You are not logged in.
New to TOS, but I love it already !
I'm having a little trouble with a delimited file - example data:
I only want to process rows starting "ORG" (not "Org" or anything else)
The schema is like OrgId:String,F1:String,F2:Int,...
Obviously, applying the schema to rows not starting with "ORG" results in a type conversion error!
The question is can I use a component to filter the rows BEFORE TOS applies the schema WITHOUT writing a temporary file first (I can do that, but these are large files)
Any help would be much appreciated
Use a tFilterRow component to filter the rows.
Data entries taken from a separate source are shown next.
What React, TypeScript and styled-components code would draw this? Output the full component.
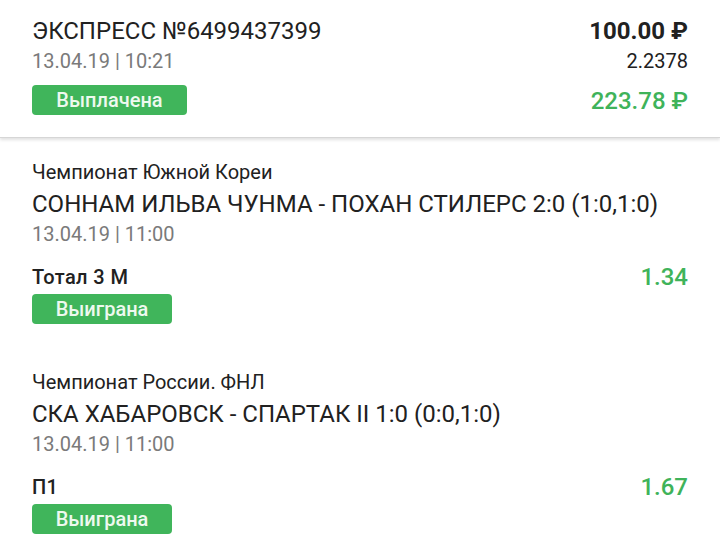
import styled, { createGlobalStyle } from "styled-components";

const GlobalStyle = createGlobalStyle`
  html, body {
    margin: 0;
    padding: 0;
    background: #ffffff;
  }
  body {
    font-family: Roboto, "Noto Sans", sans-serif;
    color: #212121;
  }
`;

type Event = {
  league: string;
  match: string;
  date: string;
  market: string;
  odds: string;
};

const events: Event[] = [
  {
    league: "Чемпионат Южной Кореи",
    match: "СОННАМ ИЛЬВА ЧУНМА - ПОХАН СТИЛЕРС 2:0 (1:0,1:0)",
    date: "13.04.19 | 11:00",
    market: "Тотал 3 М",
    odds: "1.34",
  },
  {
    league: "Чемпионат России. ФНЛ",
    match: "СКА ХАБАРОВСК - СПАРТАК II 1:0 (0:0,1:0)",
    date: "13.04.19 | 11:00",
    market: "П1",
    odds: "1.67",
  },
];

const App = () => {
  return (
    <Page>
      <GlobalStyle />
      <Header>
        <HeaderLeft>
          <Title>ЭКСПРЕСС №6499437399</Title>
          <DateText>13.04.19 | 10:21</DateText>
          <Badge $width={155} $gap={11}>Выплачена</Badge>
        </HeaderLeft>
        <HeaderRight>
          <Stake>100.00 ₽</Stake>
          <TotalOdds>2.2378</TotalOdds>
          <Payout>223.78 ₽</Payout>
        </HeaderRight>
      </Header>
      <List>
        {events.map((ev) => (
          <EventBlock key={ev.match}>
            <League>{ev.league}</League>
            <Match>{ev.match}</Match>
            <DateText>{ev.date}</DateText>
            <MarketRow>
              <Market>{ev.market}</Market>
              <Odds>{ev.odds}</Odds>
            </MarketRow>
            <Badge $width={140} $gap={4}>Выиграна</Badge>
          </EventBlock>
        ))}
      </List>
    </Page>
  );
};

const Page = styled.div`
  width: 720px;
  height: 549px;
  overflow: hidden;
  background: #ffffff;
`;

const Header = styled.div`
  display: flex;
  justify-content: space-between;
  padding: 16px 32px 21px 32px;
  height: 100px;
  border-bottom: 1px solid #d6d6d6;
  box-shadow: 0 2px 3px rgba(0, 0, 0, 0.12);
  position: relative;
`;

const HeaderLeft = styled.div`
  display: flex;
  flex-direction: column;
`;

const HeaderRight = styled.div`
  display: flex;
  flex-direction: column;
  align-items: flex-end;
`;

const Title = styled.div`
  font-size: 24px;
  line-height: 30px;
  color: #212121;
`;

const DateText = styled.div`
  font-size: 20px;
  line-height: 26px;
  color: #7a7a7a;
  margin-top: 2px;
`;

const Badge = styled.div<{ $width: number; $gap: number }>`
  width: ${(p) => p.$width}px;
  height: 30px;
  margin-top: ${(p) => p.$gap}px;
  border-radius: 4px;
  background: #40b55b;
  color: #eef9ef;
  font-size: 20px;
  font-weight: 500;
  display: flex;
  align-items: center;
  justify-content: center;
`;

const Stake = styled.div`
  font-size: 24px;
  line-height: 30px;
  font-weight: 700;
  color: #212121;
`;

const TotalOdds = styled.div`
  font-size: 20px;
  line-height: 26px;
  color: #212121;
  margin-top: 2px;
`;

const Payout = styled.div`
  font-size: 24px;
  line-height: 30px;
  font-weight: 500;
  color: #3fb35a;
  margin-top: 12px;
`;

const List = styled.div`
  display: flex;
  flex-direction: column;
  gap: 45px;
  padding: 21px 32px 0 32px;
`;

const EventBlock = styled.div`
  display: flex;
  flex-direction: column;
`;

const League = styled.div`
  font-size: 20px;
  line-height: 26px;
  color: #212121;
`;

const Match = styled.div`
  font-size: 24px;
  line-height: 30px;
  color: #212121;
  margin-top: 4px;
  white-space: nowrap;
`;

const MarketRow = styled.div`
  display: flex;
  justify-content: space-between;
  align-items: center;
  margin-top: 17px;
  height: 26px;
`;

const Market = styled.div`
  font-size: 20px;
  font-weight: 500;
  letter-spacing: 0.4px;
  color: #212121;
`;

const Odds = styled.div`
  font-size: 24px;
  font-weight: 500;
  color: #3fb35a;
`;

export default App;
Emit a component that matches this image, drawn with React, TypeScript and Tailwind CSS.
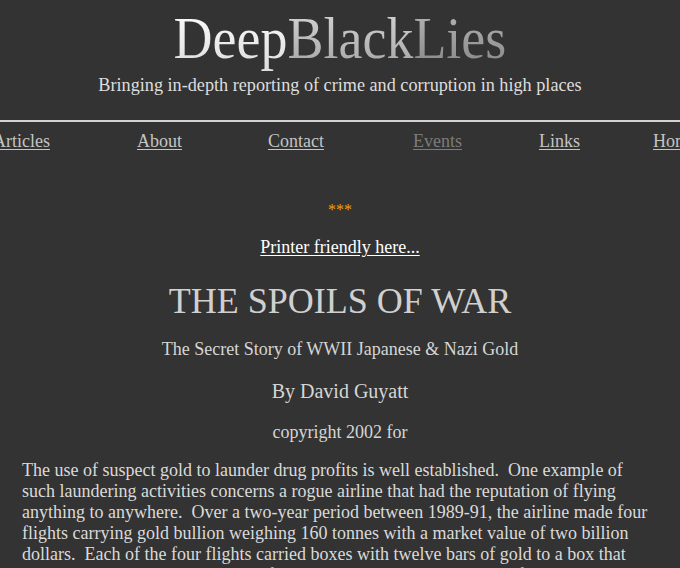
const NAV_LINKS = [
  { label: 'Articles', gap: 'ml-[-7px]', muted: false },
  { label: 'About', gap: 'ml-[87px]', muted: false },
  { label: 'Contact', gap: 'ml-[86px]', muted: false },
  { label: 'Events', gap: 'ml-[89px]', muted: true },
  { label: 'Links', gap: 'ml-[77px]', muted: false },
  { label: 'Home', gap: 'ml-[73px]', muted: false },
];

function Logo() {
  return (
    <div className="flex flex-col items-center pt-[8px]">
      <h1 className="origin-center scale-x-90 whitespace-nowrap text-[60px] leading-[60px] font-normal">
        <span className="bg-linear-to-b from-[#ffffff] to-[#dcdcdc] bg-clip-text text-transparent">
          Deep
        </span>
        <span className="bg-linear-to-b from-[#d8d8d8] to-[#a4a4a4] bg-clip-text text-transparent">
          Black
        </span>
        <span className="bg-linear-to-b from-[#b8b8b8] to-[#868686] bg-clip-text text-transparent">
          Lies
        </span>
      </h1>
      <p className="mt-[7px] whitespace-nowrap text-[18.2px] leading-[20px] text-[#dedede]">
        Bringing in-depth reporting of crime and corruption in high places
      </p>
    </div>
  );
}

function Nav() {
  return (
    <nav className="mt-[9px] flex overflow-hidden whitespace-nowrap text-[18px] leading-[20px]">
      {NAV_LINKS.map((link) => (
        <a
          key={link.label}
          href="#"
          className={`${link.gap} shrink-0 underline underline-offset-2 ${
            link.muted ? 'text-[#7c7c7c]' : 'text-[#c4c4c4]'
          }`}
        >
          {link.label}
        </a>
      ))}
    </nav>
  );
}

export default function App() {
  return (
    <div
      className="h-[568px] w-[680px] overflow-hidden bg-[#333333] text-[#dcdcdc]"
      style={{ fontFamily: '"Liberation Serif", "Times New Roman", serif' }}
    >
      <Logo />
      <div className="mt-[25px] h-[2px] w-full bg-[#d2d2d2]" />
      <Nav />

      <main className="flex flex-col items-center text-center">
        <p className="mt-[50px] text-[16px] leading-[18px] text-[#f0a000]">***</p>
        <a
          href="#"
          className="mt-[18px] text-[18px] leading-[20px] text-white underline underline-offset-2"
        >
          Printer friendly here...
        </a>
        <h2 className="mt-[24px] text-[36px] leading-[40px] text-[#d0d0d0]">
          THE SPOILS OF WAR
        </h2>
        <p className="mt-[18px] text-[18px] leading-[20px] text-[#d6d6d6]">
          The Secret Story of WWII Japanese &amp; Nazi Gold
        </p>
        <p className="mt-[21px] text-[20px] leading-[23px] text-[#d6d6d6]">By David Guyatt</p>
        <p className="mt-[19px] text-[18px] leading-[20px] text-[#d6d6d6]">copyright 2002 for</p>
      </main>

      <p className="mt-[18px] pl-[22px] pr-[20px] text-[18px] leading-[21px] text-[#dadada]">
        The use of suspect gold to launder drug profits is well established.{'\u00a0 '}One
        example of such laundering activities concerns a rogue airline that had the
        reputation of flying anything to anywhere.{'\u00a0 '}Over a two-year period between
        1989-91, the airline made four flights carrying gold bullion weighing 160 tonnes
        with a market value of two billion dollars.{'\u00a0 '}Each of the four flights carried
        boxes with twelve bars of gold to a box that reportedly weighed 41 tonnes per
        flight.{'\u00a0 '}All the bars were allegedly from Indonesia and the Philippines.
      </p>
    </div>
  );
}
Starting job test at 10:43 21/02/2008. .------+---+--. | tLogRow_3 | |=-----+---+-=| |org_id|f1 |f2| |=-----+---+-=| |ORG001|abc|3 | |ORG001|ghi|5 | |ORG001|mno|7 | |ORG002|abc|8 | |ORG002|ghi|9 | |ORG002|mno|4 | '------+---+--' Job test ended at 10:43 21/02/2008. [exit code=0]
welcome to TOS.
Just to show you that there are several ways to reach your goal:
Alternative you can use tFileInputRegex. With this component (and a little bit regex-know-how) you can directly check the format of your file. Lines not matching the regular expression are ignored.
Thank you both for your responses - both methods have their pros/cons.
In my original post I over-simplified the example data - there are actually about 50 columns beyond the "ORGnnn" start field - so both the manual type conversions or regex may be a pain (and I guess not maintainable using metadata?)
Is there an equivalent to a fileDelimited component that works downstream from the start component - i.e. applies a schema to each row (string) that's passed to it?
I imagined something like:
[text line reader] -> [filter (startswith "ORG")] -> [rowDelimited] -> [tMap] -> etc
Is this possible?
The attributes are the same for each "ORGnnn" row - I have defined a schema in the repository for this and I wanted to use that rather than hard-code the type conversion functions.
Looks like the cleanest solution is to filter the lines first into a temporary file and then use the standard delimited reader with the repository schema.
Many thanks for your help - I've learned two useful TOS methods!